Because of the country's fertile soils, plentiful water, climatic diversity and hard working farmers, Angola has very quickly gone from being a major recipient of global food assistance to a country in which most donors are closing out their support for food aid programs. However, despite the impressive agricultural recovery, most of Angola's farmers, like most of Africa's farmers, are still producing at a subsistence level of agriculture.
The potential to transform Angola's subsistence farmers into commercial entrepreneurs is enormous. Angola, in fact, has the resources to become one of the richest agricultural countries in Africa.

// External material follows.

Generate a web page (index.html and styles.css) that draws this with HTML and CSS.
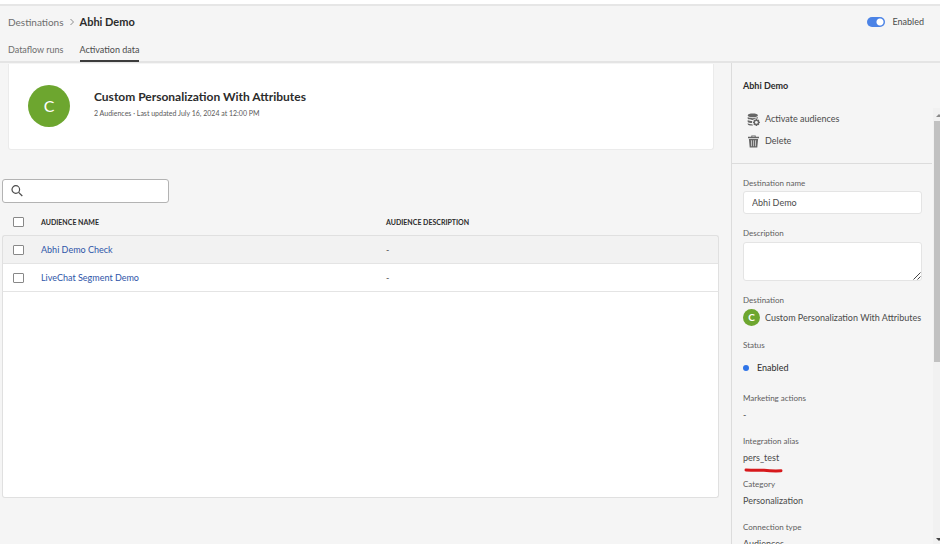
FILE: index.html
```html
<!DOCTYPE html>
<html lang="en">
<head>
<meta charset="utf-8">
<title>Destinations</title>
<link rel="stylesheet" href="styles.css">
</head>
<body>
<header class="header">
  <div class="header-row">
    <nav class="breadcrumb" aria-label="Breadcrumb">
      <a href="#">Destinations</a>
      <svg class="chevron" viewBox="0 0 6 8" aria-hidden="true"><path d="M1.5 1 4.5 4l-3 3"/></svg>
      <strong>Abhi Demo</strong>
    </nav>
    <label class="toggle"><input type="checkbox" role="switch" checked><span>Enabled</span></label>
  </div>
  <nav class="tabs" aria-label="Views">
    <a href="#">Dataflow runs</a>
    <a href="#" class="active" aria-current="page">Activation data</a>
  </nav>
</header>
<div class="body">
  <main class="main">
    <section class="card">
      <span class="avatar">C</span>
      <div class="card-text">
        <h1>Custom Personalization With Attributes</h1>
        <p>2 Audiences · Last updated July 16, 2024 at 12:00 PM</p>
      </div>
    </section>
    <div class="search">
      <svg viewBox="0 0 12 12" aria-hidden="true"><circle cx="4.800" cy="4.500" r="3.800"/><path d="m7.600 7.300 3.700 3.700"/></svg>
      <input type="search" aria-label="Search audiences">
    </div>
    <table class="audiences">
      <thead>
        <tr><th class="check"><input type="checkbox" aria-label="Select all"></th><th class="name">Audience name</th><th>Audience description</th></tr>
      </thead>
      <tbody>
        <tr class="hovered"><td class="check"><input type="checkbox" aria-label="Select Abhi Demo Check"></td><td><a href="#">Abhi Demo Check</a></td><td>-</td></tr>
        <tr><td class="check"><input type="checkbox" aria-label="Select LiveChat Segment Demo"></td><td><a href="#">LiveChat Segment Demo</a></td><td>-</td></tr>
      </tbody>
    </table>
    <div class="table-rest"></div>
  </main>
  <aside class="panel">
    <h2>Abhi Demo</h2>
    <div class="panel-scroll">
      <div class="actions">
        <button type="button">
          <svg viewBox="0 0 13 13" aria-hidden="true"><path d="M.7 2.400C.7 1.200 3 .6 5.800.6s5.100.6 5.100 1.800S8.600 4.200 5.800 4.200.7 3.600.7 2.400zM.7 4.100c1.800 1.400 8.400 1.400 10.200 0v1.300H8.500C7.500 5.500 6.600 6 6 6.900 3.600 6.900 1.500 6.500.7 5.700zM.7 7.100c1.200.8 2.900 1 4.600 1-.3.600-.4 1.200-.3 1.900C3.300 10 1.400 9.700.7 8.900zM.7 10.200c1.200.8 2.900 1 4.600 1 .2.600.4 1 .8 1.300C3.500 12.700.7 12.200.7 11z"/><path class="teeth" d="M9.400 5.900v7M5.900 9.400h7M6.900 6.900l5 5M11.900 6.900l-5 5"/><circle cx="9.400" cy="9.400" r="2.900"/><circle class="hole" cx="9.400" cy="9.400" r="1.400"/></svg>
          Activate audiences
        </button>
        <button type="button">
          <svg viewBox="0 0 13 13" aria-hidden="true"><path fill-rule="evenodd" d="M4.300.5h4.400v1.300H12v1.500H1V1.800h3.300zM5.300 1.200v.6h2.400v-.6zM1.900 4h9.200l-.8 8.500H2.700zM3.900 5.200l.4 6h.6l-.3-6zM6.200 5.200v6h.6v-6zM8.400 5.200l-.3 6h.6l.4-6z"/></svg>
          Delete
        </button>
      </div>
      <div class="details">
        <div class="field">
          <label for="dest-name">Destination name</label>
          <input id="dest-name" type="text" value="Abhi Demo">
        </div>
        <div class="field">
          <label for="desc">Description</label>
          <div class="area">
            <textarea id="desc"></textarea>
            <svg viewBox="0 0 8 8" aria-hidden="true"><path d="M.5 7.500l7-7M4.500 7.500l3-3"/></svg>
          </div>
        </div>
        <dl>
          <div class="item destination"><dt>Destination</dt><dd><span class="avatar small">C</span>Custom Personalization With Attributes</dd></div>
          <div class="item status"><dt>Status</dt><dd>Enabled</dd></div>
          <div class="item"><dt>Marketing actions</dt><dd>-</dd></div>
          <div class="item"><dt>Integration alias</dt><dd class="marked">pers_test<svg viewBox="0 0 40 5" aria-hidden="true"><path d="M2 2q8 .6 18 .2 8 1 17 .6"/></svg></dd></div>
          <div class="item"><dt>Category</dt><dd>Personalization</dd></div>
          <div class="item"><dt>Connection type</dt><dd>Audiences</dd></div>
        </dl>
      </div>
      <div class="scrollbar" aria-hidden="true">
        <svg viewBox="0 0 7 13"><path class="up" d="M3 9 6 6l3 3z"/></svg>
        <div class="thumb"></div>
        <svg viewBox="0 0 7 13"><path d="M3 7h6l-3 3z"/></svg>
      </div>
    </div>
  </aside>
</div>
</body>
</html>
```
FILE: styles.css
```css
* { box-sizing: border-box; }

body {
  margin: 0;
  height: 100vh;
  overflow: hidden;
  display: flex;
  flex-direction: column;
  background: #f5f5f5;
  color: #4b4b4b;
  font: 9px/14px Lato, sans-serif;
}

h1, h2, p, dl, dd { margin: 0; }
a { color: inherit; text-decoration: none; }
input, button, textarea { font: inherit; color: inherit; margin: 0; }

.header {
  border-top: 4px solid #fff;
  border-bottom: 2px solid #e4e4e4;
  box-shadow: inset 0 2px #e6e6e6;
  padding: 8px 16px 0 8px;
}
.header-row { display: flex; justify-content: space-between; align-items: center; height: 20px; }
.breadcrumb { display: flex; align-items: center; gap: 5px; font-size: 10px; color: #6e6e6e; }
.breadcrumb strong { color: #2c2c2c; font-size: 11px; font-weight: 700; }
.chevron { width: 6px; height: 8px; fill: none; stroke: #8e8e8e; }
.toggle { display: flex; align-items: center; gap: 7px; }
.toggle input {
  appearance: none;
  width: 18px;
  height: 10px;
  border-radius: 5px;
  background: radial-gradient(circle at 13px 5px, #fff 3px, #4b83e6 4px);
}
.tabs { display: flex; gap: 16px; height: 29px; padding-top: 10px; color: #6e6e6e; }
.tabs a { height: 20px; line-height: 16px; }
.tabs .active { color: #4b4b4b; border-bottom: 2px solid #3c3c3c; }

.body { flex: 1; display: flex; min-height: 0; }
.main { flex: 1; min-width: 0; display: flex; flex-direction: column; padding: 1px 12px 46px 2px; }

.card {
  display: flex;
  align-items: center;
  gap: 24px;
  height: 86px;
  margin: 0 5px 29px 6px;
  padding: 0 19px 2px;
  background: #fff;
  border: 1px solid #ebebeb;
  border-top: 0;
  border-radius: 0 0 3px 3px;
}
.card-text { padding-bottom: 4px; }
.card h1 { font-size: 12px; line-height: 18px; font-weight: 700; color: #2c2c2c; }
.card p { font-size: 7px; color: #5a5a5a; }
.avatar {
  flex: none;
  width: 42px;
  height: 42px;
  border-radius: 50%;
  background: #6da62f;
  color: #fff;
  text-align: center;
  font-size: 16px;
  line-height: 42px;
}
.avatar.small { width: 17px; height: 17px; font-size: 10px; line-height: 17px; font-weight: 700; }

.search {
  display: flex;
  align-items: center;
  gap: 6px;
  width: 167px;
  height: 24px;
  padding: 0 8px;
  background: #fff;
  border: 1px solid #b3b3b3;
  border-radius: 3px;
}
.search svg { flex: none; width: 12px; height: 12px; fill: none; stroke: #4b4b4b; stroke-width: 1.2; }
.search input { flex: 1; min-width: 0; border: 0; outline: 0; background: none; }

.audiences { width: 100%; margin-top: 6px; border-spacing: 0; table-layout: fixed; }
.audiences th { height: 26px; padding: 0; text-align: left; font-size: 7px; font-weight: 700; line-height: 14px; color: #2c2c2c; text-transform: uppercase; }
.audiences .check { width: 39px; padding-left: 11px; }
.audiences .name { width: 345px; }
.audiences td { height: 28px; padding: 0; background: #fff; border-bottom: 1px solid #e4e4e4; }
.audiences td:first-child { border-left: 1px solid #e0e0e0; }
.audiences td:last-child { border-right: 1px solid #e0e0e0; }
.audiences .hovered td { height: 29px; background: #f2f2f2; border-top: 1px solid #e0e0e0; }
.hovered td:first-child { border-top-left-radius: 3px; }
.hovered td:last-child { border-top-right-radius: 3px; }
.audiences a { color: #2e55a8; }
.audiences td.check { padding-left: 10px; }
.audiences input { appearance: none; display: block; width: 11px; height: 10px; background: #fff; border: 1px solid #888; border-radius: 1px; }
.table-rest { flex: 1; background: #fff; border: 1px solid #e0e0e0; border-top: 0; border-radius: 0 0 3px 3px; }

.panel { width: 209px; display: flex; flex-direction: column; border-left: 1px solid #dcdcdc; }
.panel h2 { height: 45px; padding: 16px 11px 0; font-size: 9px; line-height: 14px; font-weight: 700; color: #2c2c2c; }
.panel-scroll { flex: 1; min-height: 0; position: relative; overflow: hidden; }
.actions { margin-right: 8px; padding-bottom: 11px; border-bottom: 1px solid #dcdcdc; }
.actions button { display: flex; align-items: center; gap: 5px; height: 22px; padding: 0 15px; background: none; border: 0; color: #4b4b4b; }
.actions svg { width: 13px; height: 13px; fill: #666; }
.actions .teeth { stroke: #666; stroke-width: 1.3; }
.actions .hole { fill: #f5f5f5; }
.details { padding: 12px 18px 0 11px; }
.field { margin-bottom: 12px; }
.field label, dt { display: block; font-size: 8px; line-height: 14px; color: #5e5e5e; }
.field input, .field textarea { display: block; width: 100%; background: #fff; border: 1px solid #e4e4e4; border-radius: 3px; outline: 0; resize: none; }
.field input { height: 23px; margin-top: 1px; padding: 0 8px; }
.area { position: relative; margin-top: 2px; }
.field textarea { height: 39px; }
.area svg { position: absolute; right: 1px; bottom: 1px; width: 8px; height: 8px; fill: none; stroke: #444; }
.item { margin-bottom: 10px; }
.item dd { height: 19px; line-height: 19px; white-space: nowrap; }
.destination { margin-bottom: 11px; }
.destination dd { display: flex; align-items: center; gap: 5px; height: 20px; }
.status { margin-bottom: 13px; }
.status dd { display: flex; align-items: center; gap: 8px; height: 26px; padding-top: 5px; color: #2c2c2c; }
.status dd::before { content: ""; width: 6px; height: 6px; border-radius: 50%; background: #2f74e8; }
.marked { position: relative; }
.marked svg { position: absolute; left: 1px; top: 20px; width: 40px; height: 5px; fill: none; stroke: #d7191c; stroke-width: 3; stroke-linecap: round; }

.scrollbar { position: absolute; inset: 0 0 0 auto; width: 7px; display: flex; flex-direction: column; justify-content: space-between; background: #f1f1f1; }
.scrollbar svg { width: 7px; height: 13px; fill: #444; }
.scrollbar .up { fill: #8a8a8a; }
.thumb { height: 241px; margin: 0 0 auto 1px; background: #c1c1c1; }
```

Prior to independence, Angola was the world's fourth largest exporter of coffee; a competitive exporter of sugarcane, bananas, palm oil and sisal; and self-sufficient in all crops but wheat.
The USAID-Chevron Agriculture Development and Finance Program
Building on their previous successful joint experience in helping internally displaced people and returning refugees of the civil war re-establish themselves as farmers, Chevron and the United States Agency for International Development are now embarking on a new partnership to help catalyze the value chain (focusing on production, processing, marketing and finance) for one or more agricultural crops grown in Angola. Those crops will be selected once a decision has been reached in a competitive process that is now under way to select an implementing partner.
The USAID-Chevron program, branded ProAgro Angola, has four components:
- Expanding Access to Financial Services for Farmers and other Agribusiness Enterprises: This component is facilitating sustainable relationships between commercial banks and agricultural enterprises, including farmers organizations. ProAgro Angola is complemented by a USAID guarantee facility, covering 25% of a $15 million loan portfolio for agribusinesses lending at Banco de Fomento Angola (BFA).
- Enhancing the Production and Productivity of Selected Crops Enhanced: This component will provide technical assistance in agricultural production to increase yields and improve quality. Particular emphasis will be placed on integrated pest management, modern crop husbandry techniques, crop scheduling, soil protection, irrigation, and water management.
- Improving Processing Practices: This component will focus on post harvest handling techniques and technology. It entails technical assistance that will result in improvements in areas such as sorting and grading, packaging, safe transportation of fruits and vegetables, and storage.
- Improving Marketing Strategies: This component will assist participants in the agricultural sector to identify market opportunities, improve marketing strategies, use market information systems, and form business contracts and alliances.
A cross-cutting theme throughout the program is the strengthening of producers and other agricultural enterprises, with the intent that these entrepreneurs will improve the dialogue with Government and private sector counterparts.
The Agriculture Development and Finance Program is expected to begin by September 2006.
The USAID-Chevron Partnership
The USAID-Chevron partnership began in 2002. In addition to cooperating in helping people in the Planalto re-establish lives as farmers after the civil war, USAID and Chevron worked together to help with the start-up of the Novo Banco, strengthen the capacity of the Faculty of Agricultural Sciences at Agostinho Neto University, and support reintegration activities in Cuando Cubango.
Currently, USAID and Chevron are also jointly supporting a three year Municipal Development Program.
Over the long-term, Angola is destined to become an agricultural powerhouse. The Agriculture Development Finance Program is an opportunity for corporations to help accelerate Angola's arrival in the global agricultural markets and, in the process, lift thousands of Angolan families out of their current poverty.
USAID's Global Development Alliance: A New Way of Doing Business
The Global Development Alliance - USAID's new way of doing business - is based on the recognition that significant changes in the environment of economic development assistance are occurring. No longer are traditional donor governments and multilateral development banks the only providers of assistance. Rather, over the past 20 years, there has been a growing number of new actors on the scene: foundations, corporations, and even individuals. Under its Global Development Alliance model, USAID seeks to facilitate linkages between its own programs and the programs of these new and, increasingly important, new actors, in order to strengthen the overall effectiveness of development efforts.